As a young man I found that the men who I provided blow jobs to would be my friends and the ones who I propositioned and who turned me down didn't want to have anything to do with me after that. That reinforced the idea that I had to sexually please men before they would be friends with me. I had a failed marriage in my early 20's and that also helped to reinforce my desire to have male friends who I would suck off. Then shortly after I was divorced I met the woman I have been married to now for 49 years. Because of my secret history of CSA, the marriage was difficult but we managed and with careers, kids and a home to maintain, I wasn't so interested in having a male friend. Now that my kids are grown and have kids of their own I am wanting some male bonding and it seems that the desire is exposing itself as a desire to provide oral pleasure.

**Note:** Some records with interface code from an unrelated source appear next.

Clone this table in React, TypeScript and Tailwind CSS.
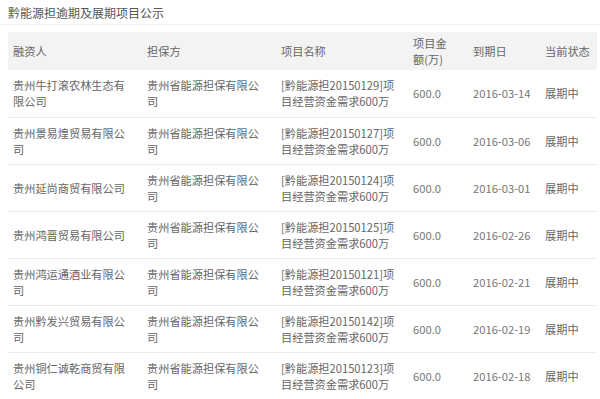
import React from 'react';

interface Row {
  borrower: string;
  guarantor: string;
  project: string;
  amount: string;
  due: string;
  status: string;
}

const rows: Row[] = [
  { borrower: '贵州牛打滚农林生态有限公司', guarantor: '贵州省能源担保有限公司', project: '[黔能源担20150129]项目经营资金需求600万', amount: '600.0', due: '2016-03-14', status: '展期中' },
  { borrower: '贵州景易煌贸易有限公司', guarantor: '贵州省能源担保有限公司', project: '[黔能源担20150127]项目经营资金需求600万', amount: '600.0', due: '2016-03-06', status: '展期中' },
  { borrower: '贵州延尚商贸有限公司', guarantor: '贵州省能源担保有限公司', project: '[黔能源担20150124]项目经营资金需求600万', amount: '600.0', due: '2016-03-01', status: '展期中' },
  { borrower: '贵州鸿晋贸易有限公司', guarantor: '贵州省能源担保有限公司', project: '[黔能源担20150125]项目经营资金需求600万', amount: '600.0', due: '2016-02-26', status: '展期中' },
  { borrower: '贵州鸿运通酒业有限公司', guarantor: '贵州省能源担保有限公司', project: '[黔能源担20150121]项目经营资金需求600万', amount: '600.0', due: '2016-02-21', status: '展期中' },
  { borrower: '贵州黔发兴贸易有限公司', guarantor: '贵州省能源担保有限公司', project: '[黔能源担20150142]项目经营资金需求600万', amount: '600.0', due: '2016-02-19', status: '展期中' },
  { borrower: '贵州铜仁诚乾商贸有限公司', guarantor: '贵州省能源担保有限公司', project: '[黔能源担20150123]项目经营资金需求600万', amount: '600.0', due: '2016-02-18', status: '展期中' },
];

export default function App() {
  return (
    <div
      className="w-[600px] h-[399px] overflow-hidden bg-white"
      style={{ fontFamily: '"Noto Sans CJK SC", "Noto Sans", sans-serif' }}
    >
      {/* Title */}
      <div className="h-[25px] pl-[8px] pt-[5px] text-[12px] leading-[16px] text-[#555] border-b border-[#f0f0f0]">
        黔能源担逾期及展期项目公示
      </div>

      <div className="pl-[8px] pr-[3px] pt-[7px]">
        <table className="w-full table-fixed border-collapse text-[11.2px] leading-[16px] text-[#666]">
          <colgroup>
            <col className="w-[134px]" />
            <col className="w-[134px]" />
            <col className="w-[132px]" />
            <col className="w-[60px]" />
            <col className="w-[72px]" />
            <col />
          </colgroup>
          <thead>
            <tr className="h-[38px] bg-[#f3f3f3] text-[#666] text-left">
              <th className="font-normal pl-[5px]">融资人</th>
              <th className="font-normal pl-[5px]">担保方</th>
              <th className="font-normal pl-[5px]">项目名称</th>
              <th className="font-normal pl-[5px] whitespace-nowrap">项目金<br />额(万)</th>
              <th className="font-normal pl-[5px]">到期日</th>
              <th className="font-normal pl-[5px]">当前状态</th>
            </tr>
          </thead>
          <tbody>
            {rows.map((r, i) => (
              <tr key={i} className="h-[47px] border-b border-[#ebebeb] align-middle">
                <td className="pl-[5px] pr-[10px] break-all">{r.borrower}</td>
                <td className="pl-[5px] pr-[10px] break-all">{r.guarantor}</td>
                <td className="pl-[5px] pr-[10px] break-all">{r.project}</td>
                <td className="pl-[5px] text-[#777]">{r.amount}</td>
                <td className="pl-[5px] text-[#777]">{r.due}</td>
                <td className="pl-[5px]">{r.status}</td>
              </tr>
            ))}
          </tbody>
        </table>
      </div>
    </div>
  );
}
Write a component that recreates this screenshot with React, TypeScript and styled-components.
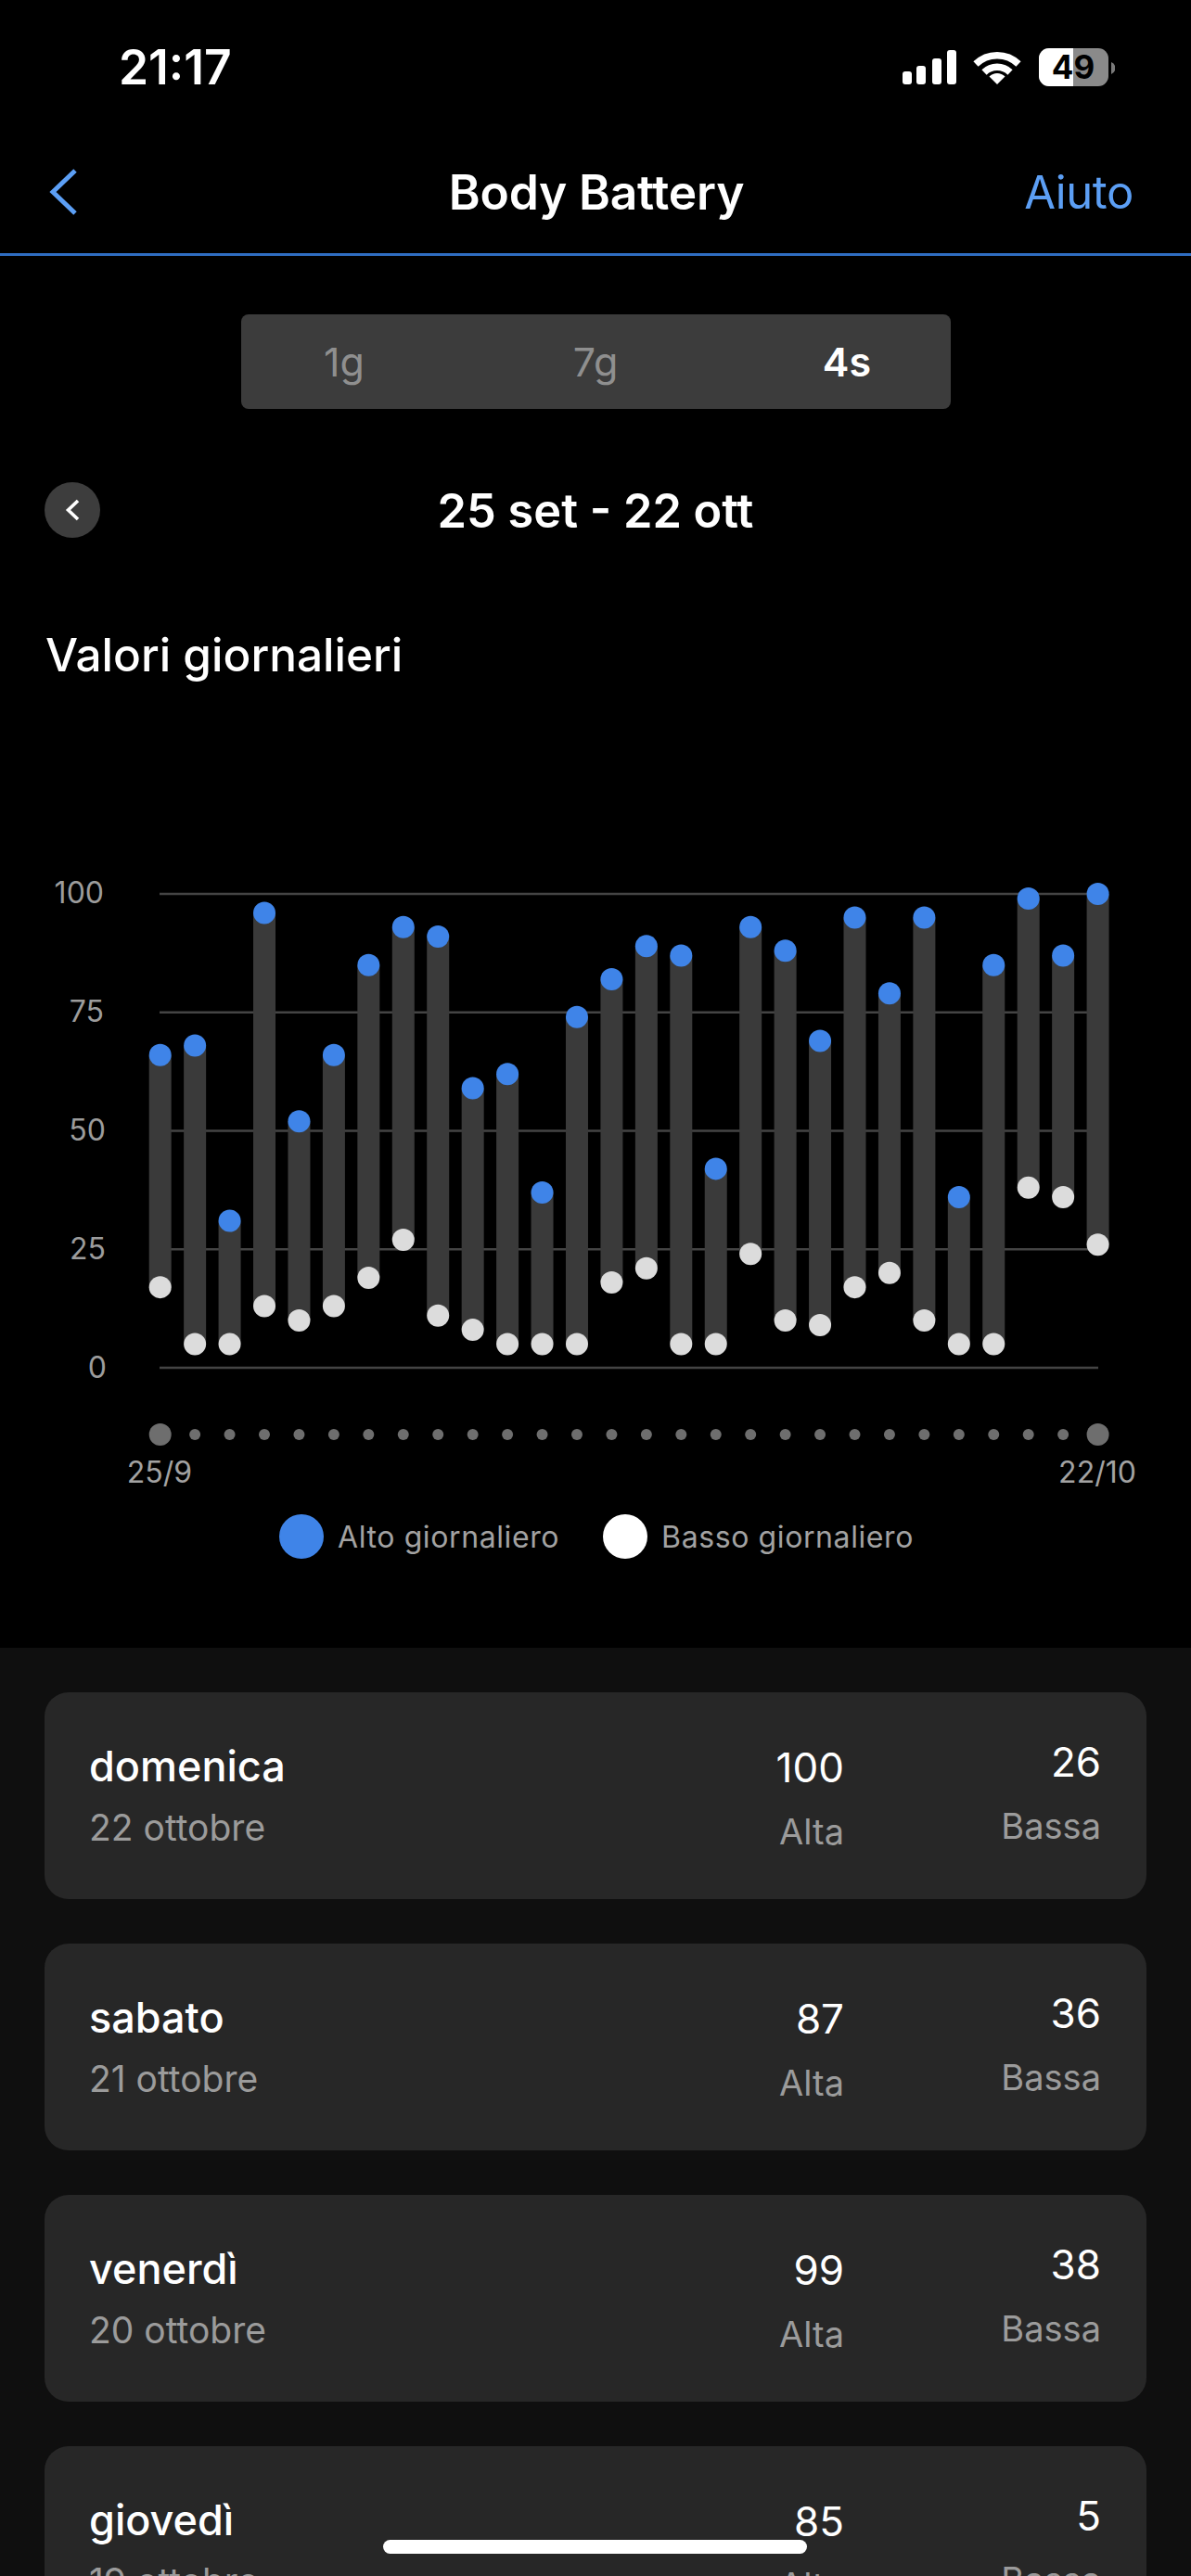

I feel a need to admit I am the friend who wants to suck cock. It is who I have been almost all my life. My desire for friendship with another man seems to be directly attached to his penis. Whenever I see a potential friend the first thing I think about is "what does his cock look and taste like." Sometimes I wonder if sucking cock is so we can be friends or if being friends is so I can suck his cock. I'm not even sure I would know how to be friends with a man when I wasn't providing him a warm mouth to cum in. To get back to the original issue, thanks to your message I now have a better understanding of why I have a strong desire to give my friend head. It doesn't make the issue suddenly disappear but I at least know the how and the why and can better handle a friendship with a man. I'm certain that with prayer, the Lord will give me the strength to make the right decisions.